Extract the whole listing as it stands. Do not include the pictures.

* Start *

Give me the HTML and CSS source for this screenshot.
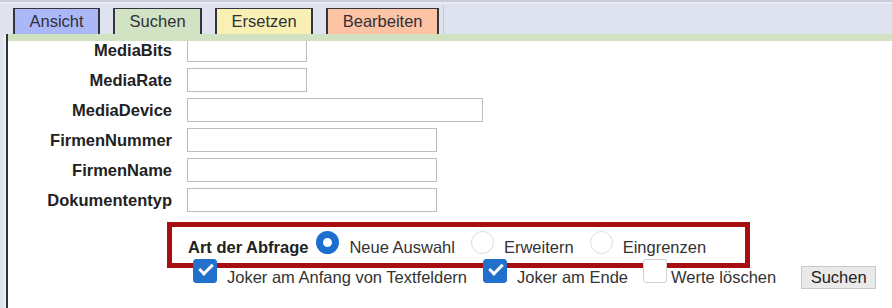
FILE: index.html
```html
<!DOCTYPE html>
<html lang="de">
<head>
<meta charset="utf-8">
<title>Suchen</title>
<link rel="stylesheet" href="styles.css">
</head>
<body>
  <div class="tabbar">
    <div class="tab tab-ansicht">Ansicht</div>
    <div class="tab tab-suchen">Suchen</div>
    <div class="tab tab-ersetzen">Ersetzen</div>
    <div class="tab tab-bearbeiten">Bearbeiten</div>
    <div class="tabbar-end"></div>
  </div>
  <div class="panel">
    <div class="strip"></div>
    <div class="panel-body">
      <div class="fields">
        <label class="field-label">MediaBits</label><input class="field w-s" type="text">
        <label class="field-label">MediaRate</label><input class="field w-s" type="text">
        <label class="field-label">MediaDevice</label><input class="field w-l" type="text">
        <label class="field-label">FirmenNummer</label><input class="field w-m" type="text">
        <label class="field-label">FirmenName</label><input class="field w-m" type="text">
        <label class="field-label">Dokumententyp</label><input class="field w-m" type="text">
      </div>
      <div class="query">
        <span class="query-title">Art der Abfrage</span>
        <label class="opt opt-first"><input class="radio" type="radio" name="art" checked><span class="opt-text">Neue Auswahl</span></label>
        <label class="opt"><input class="radio" type="radio" name="art"><span class="opt-text">Erweitern</span></label>
        <label class="opt"><input class="radio" type="radio" name="art"><span class="opt-text">Eingrenzen</span></label>
      </div>
      <div class="options">
        <label class="chk chk-first"><input class="box" type="checkbox" checked><span class="opt-text">Joker am Anfang von Textfeldern</span></label>
        <label class="chk"><input class="box" type="checkbox" checked><span class="opt-text">Joker am Ende</span></label>
        <label class="chk chk-narrow"><input class="box" type="checkbox"><span class="opt-text">Werte löschen</span></label>
        <button class="btn" type="button">Suchen</button>
      </div>
    </div>
  </div>
</body>
</html>
```
FILE: styles.css
```css
html, body {
  margin: 0;
  padding: 0;
}
body {
  width: 892px;
  height: 308px;
  overflow: hidden;
  background: #dfe3ef;
  font-family: "Liberation Sans", Arial, sans-serif;
  font-size: 16.5px;
  color: #333;
}
.tabbar {
  display: flex;
  align-items: flex-end;
  gap: 13px;
  height: 32px;
  padding: 0 0 0 13px;
  border-top: 2px solid #c9cdd9;
  box-shadow: inset 0 2px 0 #e9ecf4;
}
.tab {
  height: 26px;
  box-sizing: border-box;
  padding: 0 14.5px;
  border: 2px solid #34343f;
  border-top-width: 1px;
  border-bottom: none;
  line-height: 25px;
  color: #30303a;
  white-space: nowrap;
}
.tab-ansicht { background: #aab8f7; }
.tab-suchen { background: #d1e3c3; }
.tab-ersetzen { background: #f8f0b4; }
.tab-bearbeiten { background: #fdc3a5; }
.tabbar-end {
  align-self: stretch;
  width: 0;
  margin: 3px 0 0 -9px;
  border-left: 1px solid #c4c8d4;
}
.panel {
  margin-left: 6px;
  height: 274px;
  border-left: 2px solid #33333d;
  box-shadow: -2px 0 0 #eef0f7;
  background: #fff;
  display: flex;
  flex-direction: column;
}
.strip {
  height: 7px;
  flex: none;
  background: #d0e2c2;
}
.panel-body {
  flex: 1;
  overflow: hidden;
}
.fields {
  display: grid;
  grid-template-columns: 164px auto;
  column-gap: 15px;
  row-gap: 6px;
  align-items: center;
  justify-items: start;
  margin-top: -3px;
}
.field-label {
  justify-self: end;
  font-weight: bold;
  color: #222;
  white-space: nowrap;
}
.field {
  height: 24px;
  box-sizing: border-box;
  margin: 0;
  border: 1px solid #bdbdbd;
  background: #fff;
  padding: 0 4px;
}
.w-s { width: 120px; }
.w-m { width: 250px; }
.w-l { width: 296px; }

.query {
  display: flex;
  align-items: flex-end;
  box-sizing: border-box;
  width: 583px;
  height: 46px;
  margin: 10px 0 0 159px;
  padding: 0 0 7px 16px;
  border: 5px solid #a80d12;
}
.query-title {
  font-weight: bold;
  line-height: 18px;
  color: #222;
  white-space: nowrap;
}
.opt {
  display: flex;
  align-items: flex-end;
  gap: 10px;
  margin-left: 16px;
}
.opt-first { margin-left: 8px; }
.opt-text {
  line-height: 18px;
  white-space: nowrap;
  color: #333;
}
.radio {
  appearance: none;
  -webkit-appearance: none;
  width: 23px;
  height: 23px;
  box-sizing: border-box;
  margin: 0 0 2px 0;
  border: 1px solid #dcdcdc;
  border-radius: 50%;
  background: #fff;
}
.radio:checked {
  border: 7px solid #1c6fd0;
}

.options {
  position: relative;
  display: flex;
  align-items: flex-end;
  margin: -9px 0 0 185px;
}
.chk {
  display: flex;
  align-items: flex-end;
  gap: 10px;
  margin-left: 16px;
}
.chk .opt-text { margin-bottom: 3px; }
.chk-first { margin-left: 0; }
.chk-narrow { gap: 4px; margin-left: 15px; }
.box {
  appearance: none;
  -webkit-appearance: none;
  position: relative;
  width: 24px;
  height: 24px;
  box-sizing: border-box;
  margin: 0 0 6px 0;
  border: 1px solid #d2d2d2;
  border-radius: 3px;
  background: #fff;
}
.box:checked {
  border-color: #2170cc;
  background: #2170cc;
}
.box:checked::after {
  content: "";
  position: absolute;
  left: 5px;
  top: 4px;
  width: 11px;
  height: 5px;
  border-left: 3px solid #fff;
  border-bottom: 3px solid #fff;
  transform: rotate(-45deg);
}
.btn {
  margin: 0 0 0 25px;
  height: 23px;
  width: 75px;
  padding: 0;
  border: 1px solid #c8c8c8;
  background: #e9e9e9;
  font-family: "Liberation Sans", Arial, sans-serif;
  font-size: 16.5px;
  color: #222;
  text-align: center;
}
```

* End *

SOLVED PROBLEM:
Give me the HTML and CSS source for this screenshot.
FILE: index.html
```html
<!DOCTYPE html>
<html lang="de">
<head>
<meta charset="utf-8">
<title>Suchen</title>
<link rel="stylesheet" href="styles.css">
</head>
<body>
  <div class="tabbar">
    <div class="tab tab-ansicht">Ansicht</div>
    <div class="tab tab-suchen">Suchen</div>
    <div class="tab tab-ersetzen">Ersetzen</div>
    <div class="tab tab-bearbeiten">Bearbeiten</div>
    <div class="tabbar-end"></div>
  </div>
  <div class="panel">
    <div class="strip"></div>
    <div class="panel-body">
      <div class="fields">
        <label class="field-label">MediaBits</label><input class="field w-s" type="text">
        <label class="field-label">MediaRate</label><input class="field w-s" type="text">
        <label class="field-label">MediaDevice</label><input class="field w-l" type="text">
        <label class="field-label">FirmenNummer</label><input class="field w-m" type="text">
        <label class="field-label">FirmenName</label><input class="field w-m" type="text">
        <label class="field-label">Dokumententyp</label><input class="field w-m" type="text">
      </div>
      <div class="query">
        <span class="query-title">Art der Abfrage</span>
        <label class="opt opt-first"><input class="radio" type="radio" name="art" checked><span class="opt-text">Neue Auswahl</span></label>
        <label class="opt"><input class="radio" type="radio" name="art"><span class="opt-text">Erweitern</span></label>
        <label class="opt"><input class="radio" type="radio" name="art"><span class="opt-text">Eingrenzen</span></label>
      </div>
      <div class="options">
        <label class="chk chk-first"><input class="box" type="checkbox" checked><span class="opt-text">Joker am Anfang von Textfeldern</span></label>
        <label class="chk"><input class="box" type="checkbox" checked><span class="opt-text">Joker am Ende</span></label>
        <label class="chk chk-narrow"><input class="box" type="checkbox"><span class="opt-text">Werte löschen</span></label>
        <button class="btn" type="button">Suchen</button>
      </div>
    </div>
  </div>
</body>
</html>
```
FILE: styles.css
```css
html, body {
  margin: 0;
  padding: 0;
}
body {
  width: 892px;
  height: 308px;
  overflow: hidden;
  background: #dfe3ef;
  font-family: "Liberation Sans", Arial, sans-serif;
  font-size: 16.5px;
  color: #333;
}
.tabbar {
  display: flex;
  align-items: flex-end;
  gap: 13px;
  height: 32px;
  padding: 0 0 0 13px;
  border-top: 2px solid #c9cdd9;
  box-shadow: inset 0 2px 0 #e9ecf4;
}
.tab {
  height: 26px;
  box-sizing: border-box;
  padding: 0 14.5px;
  border: 2px solid #34343f;
  border-top-width: 1px;
  border-bottom: none;
  line-height: 25px;
  color: #30303a;
  white-space: nowrap;
}
.tab-ansicht { background: #aab8f7; }
.tab-suchen { background: #d1e3c3; }
.tab-ersetzen { background: #f8f0b4; }
.tab-bearbeiten { background: #fdc3a5; }
.tabbar-end {
  align-self: stretch;
  width: 0;
  margin: 3px 0 0 -9px;
  border-left: 1px solid #c4c8d4;
}
.panel {
  margin-left: 6px;
  height: 274px;
  border-left: 2px solid #33333d;
  box-shadow: -2px 0 0 #eef0f7;
  background: #fff;
  display: flex;
  flex-direction: column;
}
.strip {
  height: 7px;
  flex: none;
  background: #d0e2c2;
}
.panel-body {
  flex: 1;
  overflow: hidden;
}
.fields {
  display: grid;
  grid-template-columns: 164px auto;
  column-gap: 15px;
  row-gap: 6px;
  align-items: center;
  justify-items: start;
  margin-top: -3px;
}
.field-label {
  justify-self: end;
  font-weight: bold;
  color: #222;
  white-space: nowrap;
}
.field {
  height: 24px;
  box-sizing: border-box;
  margin: 0;
  border: 1px solid #bdbdbd;
  background: #fff;
  padding: 0 4px;
}
.w-s { width: 120px; }
.w-m { width: 250px; }
.w-l { width: 296px; }

.query {
  display: flex;
  align-items: flex-end;
  box-sizing: border-box;
  width: 583px;
  height: 46px;
  margin: 10px 0 0 159px;
  padding: 0 0 7px 16px;
  border: 5px solid #a80d12;
}
.query-title {
  font-weight: bold;
  line-height: 18px;
  color: #222;
  white-space: nowrap;
}
.opt {
  display: flex;
  align-items: flex-end;
  gap: 10px;
  margin-left: 16px;
}
.opt-first { margin-left: 8px; }
.opt-text {
  line-height: 18px;
  white-space: nowrap;
  color: #333;
}
.radio {
  appearance: none;
  -webkit-appearance: none;
  width: 23px;
  height: 23px;
  box-sizing: border-box;
  margin: 0 0 2px 0;
  border: 1px solid #dcdcdc;
  border-radius: 50%;
  background: #fff;
}
.radio:checked {
  border: 7px solid #1c6fd0;
}

.options {
  position: relative;
  display: flex;
  align-items: flex-end;
  margin: -9px 0 0 185px;
}
.chk {
  display: flex;
  align-items: flex-end;
  gap: 10px;
  margin-left: 16px;
}
.chk .opt-text { margin-bottom: 3px; }
.chk-first { margin-left: 0; }
.chk-narrow { gap: 4px; margin-left: 15px; }
.box {
  appearance: none;
  -webkit-appearance: none;
  position: relative;
  width: 24px;
  height: 24px;
  box-sizing: border-box;
  margin: 0 0 6px 0;
  border: 1px solid #d2d2d2;
  border-radius: 3px;
  background: #fff;
}
.box:checked {
  border-color: #2170cc;
  background: #2170cc;
}
.box:checked::after {
  content: "";
  position: absolute;
  left: 5px;
  top: 4px;
  width: 11px;
  height: 5px;
  border-left: 3px solid #fff;
  border-bottom: 3px solid #fff;
  transform: rotate(-45deg);
}
.btn {
  margin: 0 0 0 25px;
  height: 23px;
  width: 75px;
  padding: 0;
  border: 1px solid #c8c8c8;
  background: #e9e9e9;
  font-family: "Liberation Sans", Arial, sans-serif;
  font-size: 16.5px;
  color: #222;
  text-align: center;
}
```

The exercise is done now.